The earthquake also caused a unique consolidation around humanitarian values across the globe. The friendly peoples of the Soviet Union, the friendly peoples worldwide made their contribution to our people and Armenia, showing thereby a unique example of universal unity. Nevertheless, the problem of disaster zone remains topical 30 years after the earthquake.
Of course, by saying disaster zone we first of all understand the housing needs of people, construction and the opening of schools and kindergartens. Nevertheless, it should be noted that the earthquake destroyed a huge economic segment of pivotal significance for Armenia’s industry, and by saying disaster zone rehabilitation we should mean not only the restoration of people’s housing needs, but also the construction or restoration of schools and kindergartens, the reinstatement of our country’s economic potential in Gyumri, Vanadzor, Spitak, Akhuryan and throughout the disaster zone, as a whole.

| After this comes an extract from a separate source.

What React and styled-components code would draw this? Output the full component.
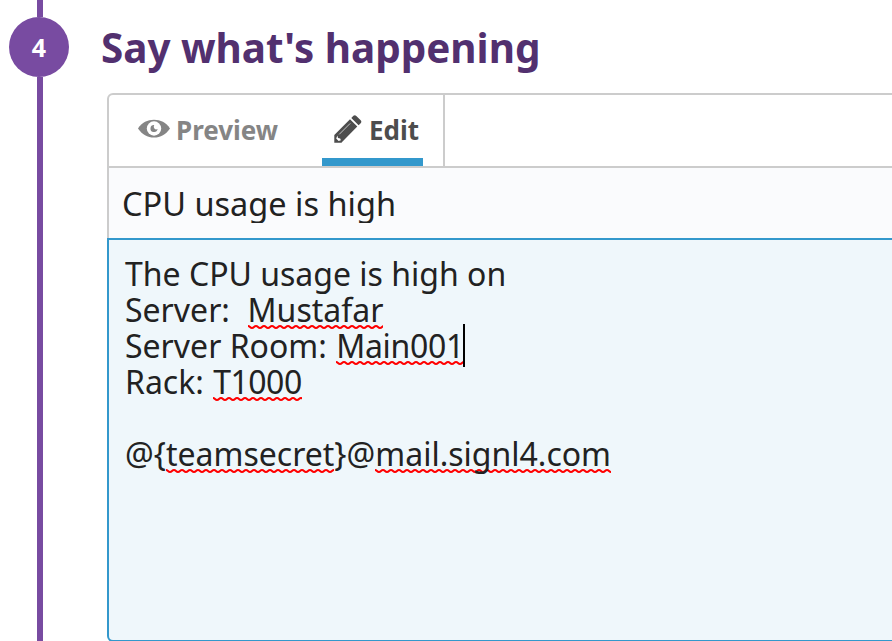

But the biggest damage caused by the disaster was the devastation that occurred in the souls of people. Shortly after the earthquake, the disaster zone rehabilitation started, which was not the case with the people’s hopes, self-confidence and optimism. Therefore, we first of all need to have it in mind when we speak about the disaster zone.
When we say disaster zone, first of all we have to consider how much we have managed to restore people’s confidence in their own strengths, how much we have restored their optimism about the coming day, how much we have strengthened the belief that the victims’ incomplete deeds and dreams will come true one day.
This approach to rehabilitation is what matters most for me. I do hope and I am convinced that the processes underway in Armenia are meant to restore people’s hopes and optimism. And I am convinced that yes, we have entered a stage where every day, every hour, every month, every week we must seriously rebuild the people’s faith and confidence in their own future, the future of their own country, and the future of their children.
And this is the most important mission of today’s government and the future governments, just because unfortunately Armenia turned into a big disaster zone after the earthquake, and our greatest challenge is to overcome this psychological catastrophe and civil tragedy.
And now, on this holy day, and from this sacred site, I would like to address all the citizens of the Republic of Armenia, and especially those who suffered from the devastating earthquake of December 7, 1988: Dear compatriots, your pain is in my heart, your needs are in my mind, your dreams are in my soul and inspire confidence that everything will be fine, everything will actually be good.
And therefore, long live the heroic people of Gyumri, long live the heroic people of Vanadzor, long live the Armenians of Spitak and, in general, the Armenian people, who have been waging a millennia-long struggle against death, and have won a victory for the sake of life and creativity.
Once again, let me hold a minute’s silence in commemoration of the 1988 Great Earthquake’s victims and reiterate our loyalty to their unfinished dreams, unfinished work and our determination to go the way they were dreaming of.”
The event was attended by the RA National Assembly President, government members, the Mayor of Yerevan, other high ranking officials, representatives of the diplomatic corps accredited in Armenia, Deputy Minister of Emergency Situations of the Russian Federation Nikolay Grechushkin, and Governor of the State of Kansas Jeff Colyer.